## BEGIN Data block

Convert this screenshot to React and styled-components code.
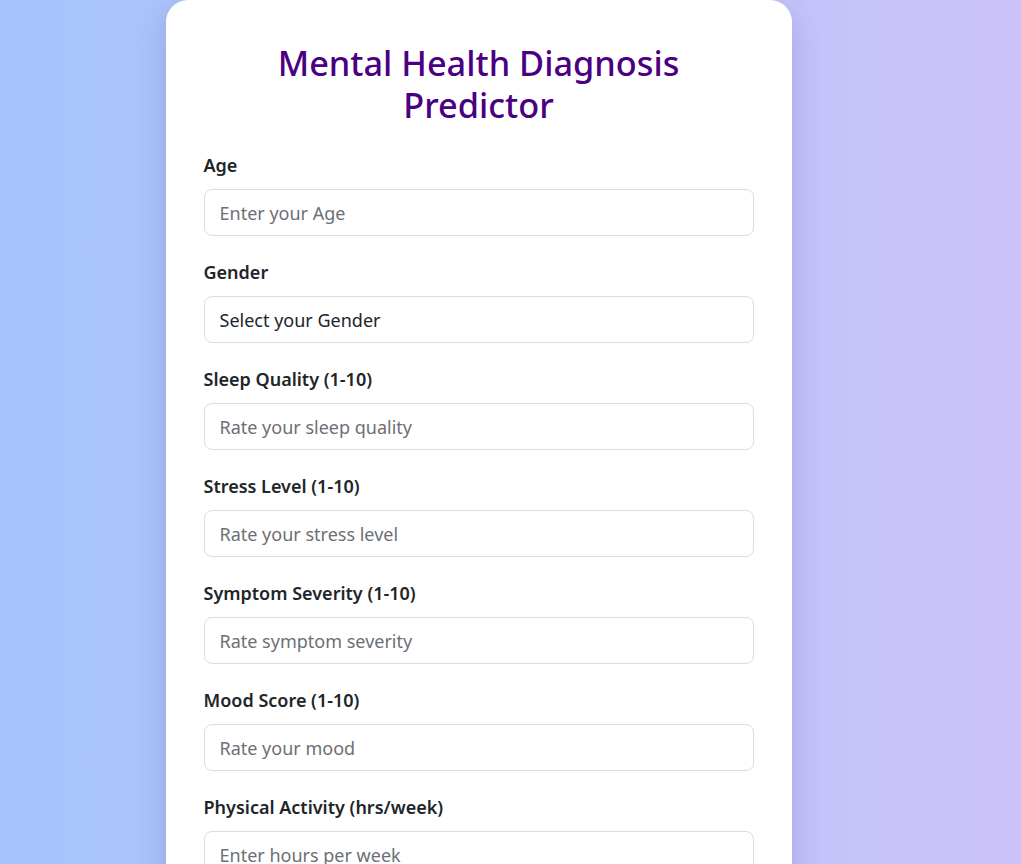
import React from "react"
import styled, { createGlobalStyle } from "styled-components"

const GlobalStyle = createGlobalStyle`
  html, body {
    margin: 0;
    padding: 0;
  }
  body {
    min-height: 100vh;
    background: linear-gradient(90deg, #a6c3fb 0%, #b9c3fb 50%, #cdc3fb 100%);
    font-family: "Noto Sans", "Open Sans", sans-serif;
  }
`

const Page = styled.div`
  display: flex;
  justify-content: center;
  min-height: 100vh;
  padding-right: 64px;
`

const Card = styled.div`
  width: 550px;
  background: #fff;
  border-radius: 22px;
  padding: 42px 38px 40px;
  box-shadow: 0 10px 30px rgba(60, 60, 140, 0.22);
`

const Title = styled.h1`
  margin: 0 0 26px;
  text-align: center;
  color: #4b0082;
  font-size: 34.3px;
  font-weight: 500;
  line-height: 42px;
`

const Group = styled.div`
  display: flex;
  flex-direction: column;
  margin-bottom: 23px;
`

const Label = styled.label`
  font-size: 18px;
  font-weight: 600;
  color: #212529;
  line-height: 27px;
  margin-bottom: 10px;
`

const Field = styled.div`
  box-sizing: border-box;
  height: 47px;
  border: 1px solid #dcdce3;
  border-radius: 8px;
  padding: 0 15px;
  display: flex;
  align-items: center;
  font-size: 18px;
  color: ${p => (p.filled ? "#212529" : "#6c6f76")};
`

const fields = [
  { label: "Age", text: "Enter your Age" },
  { label: "Gender", text: "Select your Gender", filled: true },
  { label: "Sleep Quality (1-10)", text: "Rate your sleep quality" },
  { label: "Stress Level (1-10)", text: "Rate your stress level" },
  { label: "Symptom Severity (1-10)", text: "Rate symptom severity" },
  { label: "Mood Score (1-10)", text: "Rate your mood" },
  { label: "Physical Activity (hrs/week)", text: "Enter hours per week" },
]

export default function App() {
  return (
    <Page>
      <GlobalStyle />
      <Card>
        <Title>
          Mental Health Diagnosis
          <br />
          Predictor
        </Title>
        {fields.map(f => (
          <Group key={f.label}>
            <Label>{f.label}</Label>
            <Field filled={f.filled}>{f.text}</Field>
          </Group>
        ))}
      </Card>
    </Page>
  )
}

## END Data block

[Task requirements] Pick out every line with the string "components" and copy it.

[Problem solution]
Convert this screenshot to React and styled-components code.
import styled, { createGlobalStyle } from "styled-components"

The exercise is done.